NJ-Que observação faz sobre a Frente Patriótica Unida, liderada pela UNITA?
MM-Boa estratégia, boas ideias. A UNITA aperfeiçoou a sua estratégia de captação do eleitorado residente naquelas faixas que foram sempre bombardeadas com ideia de que o MPLA e a UNITA são farinhas do mesmo saco, no que diz respeito à questão de que o poder não partilha com ninguém ou até de que “aqueles” não passam de um bando de atrasados, o que se junta ao facto de essa organização reiterar o seu apoio na eleição de um mestiço. Quando, durante tantos anos, se ficcionou que se tratava de uma organização de um racismo radical, agora são os muitos mestiços e brancos do MPLA que têm de pintar os rostos de preto retinto. As voltas que o mundo dá! (Risos).
NJ-Mas, sobretudo, a FPU tem discurso com conteúdo e apelo sobre os problemas fundamentais da Nação. Há sectores que defendem que as dificuldades que Adalberto Costa Júnior, presidente da UNITA, tem enfrentado para se manter no cargo resultam do facto de ter juntado a UNITA a outras formações políticas. Tem a mesma percepção?

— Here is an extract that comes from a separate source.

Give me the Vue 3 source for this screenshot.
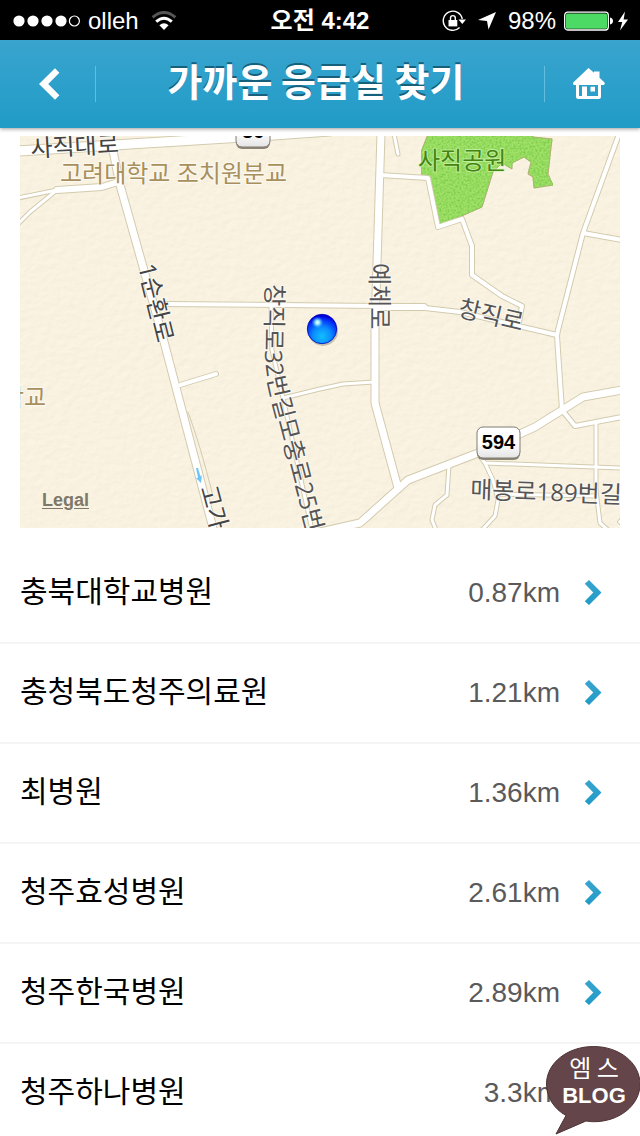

MM-Não deixo de concordar que haja franjas que se posicionem assim, mas, num partido que pratica o modelo de candidaturas múltiplas, há quase 20 anos, se isto não se reflecte numa maioria, o que fazer? Aliás, a FPU não parece ser senão o desenvolvimento da ideia do GIP, sob a liderança de Isaías Samakuva.
NJ-Nunca a classe dos juristas em Angola foi tão achincalhada pela sociedade como ocorre nos últimos dias, sobretudo face às decisões que o Tribunal Constitucional tem tomado em relação aos partidos opositores ao MPLA. Nalguns segmentos, os juristas são tidos como o maior «cancro» do País. Como jurista, sente vergonha ou entende que as acusações são infundadas?
MM-Sim, mas é o fenómeno psicológico de tomar a parte pelo todo. Eu, por exemplo, sou jurista e sou crítico aos actos flagrantes que se cometem não só no domínio do Direito, mas também em todos os sectores da sociedade, submetidos ao jugo deste regime desprovido de qualquer bom-senso. O bastonário actual da Ordem dos Advogados pronunciou-se contra a anulação vergonhosa do Congresso da UNITA de 2019, em 2021, com base em argumentos irrefutáveis, no domínio do direito adjectivo, que levam qualquer jurista ou mesmo cidadão avisado a lançar as mãos à cabeça. É evidente que há, no Palácio, um ou dois juristas que, sucumbindo ao medo do Presidente da República (ele próprio condicionado ou não, eu não sei, por alguma irresistível força) ou por interesses inconfessos de natureza pessoal, que um dia vão ser, pelo menos moralmente, julgados por comportamentos tão inqualificáveis, no nível em que Angola já se encontrava. Bom, conhecemos o jurista-mor do regime, o doutor David Mendes, que já está a ser julgado pela sociedade, antes mesmo das consequências que ele, o Presidente da República e outros acompanhantes vão desencadear a esta Angola, que suspira por um minuto de estabilidade, depois de tantos anos de independência de só degradação.
NJ-Enquanto constitucionalista, como olha para o Acórdão 700/2021, do Tribunal Constitucional, em relação ao congresso da UNITA?
MM-Aquilo não foi acórdão judicial, foi decisão autoritária de João Lourenço, que não quer ver Adalberto à frente da UNITA. Coisa de loucos! Não reparou que, para isso, alteraram a Constituição, para, a seguir, destituírem o presidente do Tribunal Constitucional, que não queria contribuir para o descrédito de uma instituição tão sublime, para nomearem, logo a seguir, um membro do Bureau Político do MPLA, obediente aos ditames do chefe do partido? E não viu a alegria com que João Lourenço saudou Samakuva, que foi «obrigado» a regressar ao comando da UNITA, onde terminou o seu excelente trabalho de 16 anos, há cerca de dois anos? Coisa de brincadeira de crianças.